On 4/7/25 01:36, Ingo Molnar wrote:

> * Ingo Molnar<mingo@kernel.org> wrote:
>
>> * Myrrh Periwinkle<myrrhperiwinkle@qtmlabs.xyz> wrote:
>>
>>> The current implementation of e820__register_nosave_regions suffers from
>>> multiple serious issues:
>>>   - The end of last region is tracked by PFN, causing it to find holes
>>>     that aren't there if two consecutive subpage regions are present
>>>   - The nosave PFN ranges derived from holes are rounded out (instead of
>>>     rounded in) which makes it inconsistent with how explicitly reserved
>>>     regions are handled
>>>
>>> Fix this by:
>>>   - Treating reserved regions as if they were holes, to ensure consistent
>>>     handling (rounding out nosave PFN ranges is more correct as the
>>>     kernel does not use partial pages)
>>>   - Tracking the end of the last RAM region by address instead of pages
>>>     to detect holes more precisely
>>>
>>> Cc:stable@vger.kernel.org
>>> Fixes: e5540f875404 ("x86/boot/e820: Consolidate 'struct e820_entry *entry' local variable names")
>> So why is this SHA1 indicated as the root cause? AFAICS that commit
>> does nothing but cleanups, so it cannot cause such regressions.
> BTW.:
>
>   A) "It was the first random commit that seemed related, sry"
>   B) "It's a 15 years old bug, but I wanted to indicate a fresh, 8-year old bug to get this into -stable. Busted!"

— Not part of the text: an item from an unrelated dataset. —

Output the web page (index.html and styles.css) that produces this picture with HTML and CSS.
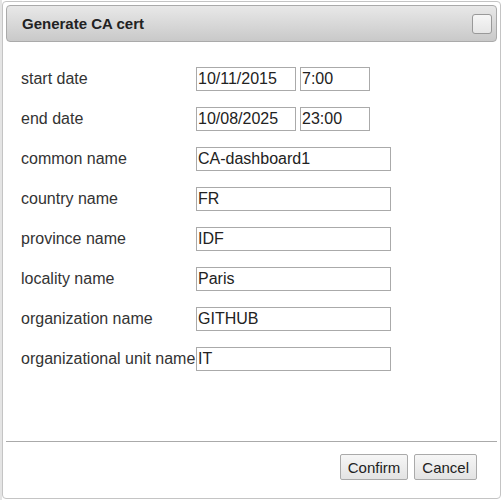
FILE: index.html
```html
<!DOCTYPE html>
<html>
<head>
<meta charset="utf-8">
<link rel="stylesheet" href="styles.css">
</head>
<body>
<div class="page-strip"></div>
<div class="dialog">
  <div class="titlebar">
    <span class="title">Generate CA cert</span>
    <button class="close" aria-label="close"></button>
  </div>
  <div class="content">
    <div class="form">
      <label class="lbl">start date</label>
      <div class="field"><input class="in date" value="10/11/2015"><input class="in time" value="7:00"></div>
      <label class="lbl">end date</label>
      <div class="field"><input class="in date" value="10/08/2025"><input class="in time" value="23:00"></div>
      <label class="lbl">common name</label>
      <div class="field"><input class="in text" value="CA-dashboard1"></div>
      <label class="lbl">country name</label>
      <div class="field"><input class="in text" value="FR"></div>
      <label class="lbl">province name</label>
      <div class="field"><input class="in text" value="IDF"></div>
      <label class="lbl">locality name</label>
      <div class="field"><input class="in text" value="Paris"></div>
      <label class="lbl">organization name</label>
      <div class="field"><input class="in text" value="GITHUB"></div>
      <label class="lbl">organizational unit name</label>
      <div class="field"><input class="in text" value="IT"></div>
    </div>
  </div>
  <div class="buttonpane">
    <button class="btn">Confirm</button>
    <button class="btn">Cancel</button>
  </div>
</div>
</body>
</html>
```
FILE: styles.css
```css
html, body {
  margin: 0;
  padding: 0;
  background: #fff;
  font-family: "Liberation Sans", Arial, sans-serif;
}
body {
  position: relative;
  width: 501px;
  height: 500px;
  overflow: hidden;
}
.page-strip {
  position: absolute;
  left: 0;
  top: 0;
  width: 2px;
  height: 500px;
  background: #e4e4e4;
}
.dialog {
  position: absolute;
  left: 2px;
  top: 1px;
  width: 499px;
  height: 498px;
  box-sizing: border-box;
  border: 1px solid #c4c4c4;
  border-radius: 4px;
  padding: 3px;
  background: #fff;
  display: flex;
  flex-direction: column;
}
.titlebar {
  height: 37px;
  box-sizing: border-box;
  border: 1px solid #aaa;
  border-radius: 4px;
  background: linear-gradient(#e8e8e8, #c9c9c9);
  display: flex;
  align-items: center;
  padding: 0 4px 0 15px;
}
.title {
  font-weight: bold;
  font-size: 15px;
  color: #222;
}
.close {
  margin-left: auto;
  width: 20px;
  height: 20px;
  box-sizing: border-box;
  border: 1px solid #999;
  border-radius: 3px;
  background: linear-gradient(#f6f6f6, #e6e6e6);
  padding: 0;
}
.content {
  flex: 1;
  padding: 17px 15px 0 15px;
}
.form {
  display: grid;
  grid-template-columns: 175px 1fr;
  grid-auto-rows: 40px;
  align-items: center;
}
.lbl {
  font-size: 16px;
  color: #333;
  white-space: nowrap;
}
.field {
  display: flex;
  gap: 4px;
}
.in {
  box-sizing: border-box;
  height: 24px;
  border: 1px solid #aaa;
  padding: 0 1px;
  margin: 0;
  font-family: "Liberation Sans", Arial, sans-serif;
  font-size: 16px;
  color: #222;
  background: #fff;
  outline: none;
}
.date { width: 100px; }
.time { width: 70px; }
.text { width: 195px; }
.buttonpane {
  border-top: 1px solid #aaa;
  padding: 12px 20px 15px 0;
  display: flex;
  justify-content: flex-end;
  gap: 6px;
}
.btn {
  height: 26px;
  box-sizing: border-box;
  border: 1px solid #aaa;
  border-radius: 2px;
  background: linear-gradient(#f6f6f6, #e3e3e3);
  font-family: "Liberation Sans", Arial, sans-serif;
  font-size: 15px;
  color: #222;
  padding: 0 7px;
  margin: 0;
}
```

You got me :) How did you know that this is a 15 years old bug? 
(although I didn't think the age of the bug a patch fixes would affect 
its chances of getting to -stable)

This specific revision was picked since it's the latest one that this 
patch can be straightforwardly applied to (there is a (trivial) merge 
conflict with -stable, though).

Later, I managed to track the buggy logic back to 1c10070a55a3 ("i386: 
do not restore reserved memory after hibernation"), which I believe is 
the very first occurrence of this bug. If you prefer, I can send a v4 
with a more correct Fixes: tag (or feel free to do so yourself when 
applying this patch).

> ... are perfectly fine answers in my book. :-)
>
> I'm glad about the fixes, I'm just curious how the Fixes tag came about.
>
> Thanks,
>
> 	Ingo

Regards,

Myrrh

Re: [PATCH v3] x86/e820: Fix handling of subpage regions when calculating nosave ranges

Posted by Ingo Molnar 10 months, 1 week ago

* Myrrh Periwinkle <myrrhperiwinkle@qtmlabs.xyz> wrote:

> On 4/7/25 01:36, Ingo Molnar wrote:
> 
> > * Ingo Molnar<mingo@kernel.org> wrote:
> > 
> > > * Myrrh Periwinkle<myrrhperiwinkle@qtmlabs.xyz> wrote:
> > > 
> > > > The current implementation of e820__register_nosave_regions suffers from
> > > > multiple serious issues:
> > > >   - The end of last region is tracked by PFN, causing it to find holes
> > > >     that aren't there if two consecutive subpage regions are present
> > > >   - The nosave PFN ranges derived from holes are rounded out (instead of
> > > >     rounded in) which makes it inconsistent with how explicitly reserved
> > > >     regions are handled
> > > > 
> > > > Fix this by:
> > > >   - Treating reserved regions as if they were holes, to ensure consistent
> > > >     handling (rounding out nosave PFN ranges is more correct as the
> > > >     kernel does not use partial pages)
> > > >   - Tracking the end of the last RAM region by address instead of pages
> > > >     to detect holes more precisely
> > > > 
> > > > Cc:stable@vger.kernel.org
> > > > Fixes: e5540f875404 ("x86/boot/e820: Consolidate 'struct e820_entry *entry' local variable names")
> > > So why is this SHA1 indicated as the root cause? AFAICS that commit
> > > does nothing but cleanups, so it cannot cause such regressions.
> > BTW.:
> > 
> >   A) "It was the first random commit that seemed related, sry"
> >   B) "It's a 15 years old bug, but I wanted to indicate a fresh, 8-year old bug to get this into -stable. Busted!"
> 
> You got me :) How did you know that this is a 15 years old bug?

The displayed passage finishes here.